Sesum, zum Tatzeitpunkt 22, will helfen und erleidet durch Tritte einen Schädelbruch. Er hat heute noch eine Metallplatte im Kopf. Auch die seelischen Narben bleiben. Doch der serbische Nationalspieler meistert den Schicksalsschlag, geht weiter seinen Weg. 2010 zu den Rhein-Neckar Löwen. Das nächste einschneidende Erlebnis folgt 2012. Bei der Heim-EM kochen im Halbfinale gegen Kroatien die Emotionen in der Belgrad-Arena über. Ein Münzwurf eines serbischen Fans verfehlt sein Ziel und trifft stattdessen Sesum ins offene Auge. Er verpasst das Finale gegen Dänemark (19:21), sieht seitdem auf seinem rechten Auge nur noch die Hälfte. Dennoch kehrt er acht Wochen nach dem tragischen Vorfall wieder aufs Feld zurück.

Andere wären daran zerbrochen. Nicht Sesum. Sein Intellekt und seine innere Ruhe helfen ihm, alles zu verarbeiten. Aufstehen, immer wieder Aufstehen! Dieses Motto hat er verinnerlicht. Auch als er sich im Mai 2013 im EHF-Pokal-Halbfinale in Nantes gegen Frisch Auf einen Kreuzbandanriss und eine Fraktur des Schienbeinkopfes zuzieht. Er verpasst das Endspiel und den ersten Titel in der Vereinsgeschichte der Löwen. Sesum schiebt den Oberkörper nach vorne und gesteht frei von der Leber weg: „Es gibt zwei Möglichkeiten: Entweder wird man verrückt bei so viel Pech. Oder man sagt sich: Ich habe alles überlebt, das macht mich nur noch stärker.“ Sesum entscheidet sich für die zweite Variante.

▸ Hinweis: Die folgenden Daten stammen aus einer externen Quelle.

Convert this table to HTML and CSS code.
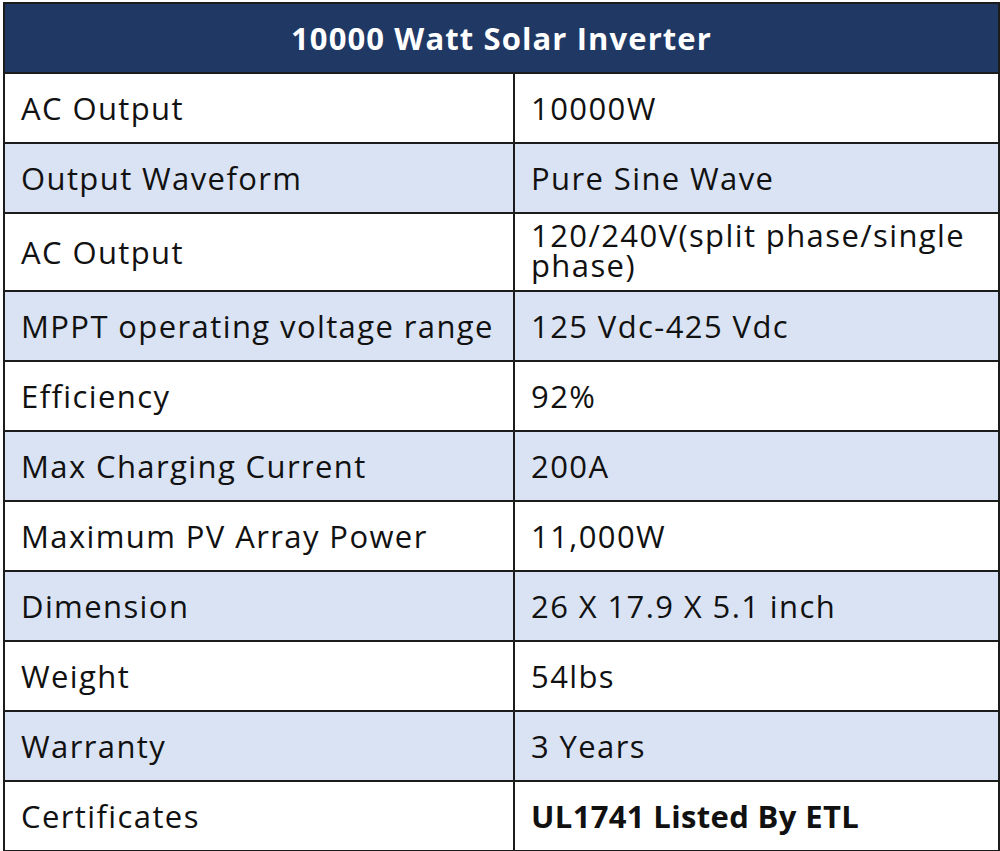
FILE: index.html
```html
<!DOCTYPE html>
<html>
<head>
<meta charset="utf-8">
<link rel="stylesheet" href="styles.css">
</head>
<body>
<table class="spec">
  <colgroup><col class="ck"><col class="cv"></colgroup>
  <thead>
    <tr><th colspan="2" class="title">10000 Watt Solar Inverter</th></tr>
  </thead>
  <tbody>
    <tr class="w"><td class="k">AC Output</td><td class="v">10000W</td></tr>
    <tr class="b"><td class="k">Output Waveform</td><td class="v">Pure Sine Wave</td></tr>
    <tr class="w tall"><td class="k">AC Output</td><td class="v top">120/240V(split phase/single phase)</td></tr>
    <tr class="b"><td class="k">MPPT operating voltage range</td><td class="v">125 Vdc-425 Vdc</td></tr>
    <tr class="w"><td class="k">Efficiency</td><td class="v">92%</td></tr>
    <tr class="b"><td class="k">Max Charging Current</td><td class="v">200A</td></tr>
    <tr class="w"><td class="k">Maximum PV Array Power</td><td class="v">11,000W</td></tr>
    <tr class="b"><td class="k">Dimension</td><td class="v">26 X 17.9 X 5.1 inch</td></tr>
    <tr class="w"><td class="k">Weight</td><td class="v">54lbs</td></tr>
    <tr class="b"><td class="k">Warranty</td><td class="v">3 Years</td></tr>
    <tr class="w"><td class="k">Certificates</td><td class="v bold">UL1741 Listed By ETL</td></tr>
  </tbody>
</table>
</body>
</html>
```
FILE: styles.css
```css
html, body {
  margin: 0;
  padding: 0;
  background: #ffffff;
}
body {
  padding: 2px 0 0 3px;
}
.spec {
  border-collapse: collapse;
  width: 995px;
  table-layout: fixed;
  font-family: "Open Sans", "Liberation Sans", sans-serif;
  color: #111111;
}
.ck { width: 510px; }
.cv { width: 485px; }
.spec th, .spec td {
  border: 2px solid #1c1c1c;
  box-sizing: border-box;
}
.title {
  background: #203864;
  color: #ffffff;
  font-family: "Open Sans", sans-serif;
  font-weight: 700;
  font-size: 31px;
  letter-spacing: 1.1px;
  height: 70px;
  text-align: center;
  padding: 0;
}
.spec td {
  height: 70px;
  font-size: 31px;
  letter-spacing: 1.4px;
  padding: 0 16px;
  vertical-align: middle;
  line-height: 30px;
}
.w td { background: #ffffff; }
.b td { background: #dae3f3; }
.tall td { height: 78px; }
.spec td.top { vertical-align: top; padding-top: 6px; }
.spec td.bold {
  font-family: "Open Sans", sans-serif;
  font-weight: 700;
  font-size: 31px;
  letter-spacing: 0.35px;
}
```
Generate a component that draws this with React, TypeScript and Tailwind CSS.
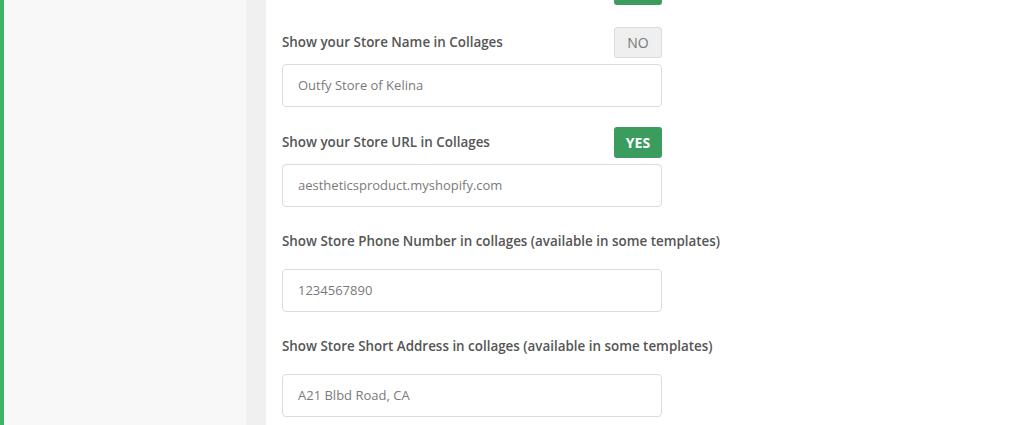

Was er noch erreichen will in seiner Karriere? „Bei meiner Vita großartig über Ziele zu reden, verbietet sich fast. Ich will jeden Moment in meinem Leben genießen,“ betont Sesum. Er blickt auf die Uhr. „Ich muss zur nächsten Verabredung“, sagt er und strapaziert die Lachfältchen in seinem Gesicht. Es ist eine besonders schöne: Ehefrau Milena und Töchterchen Lena (2) warten.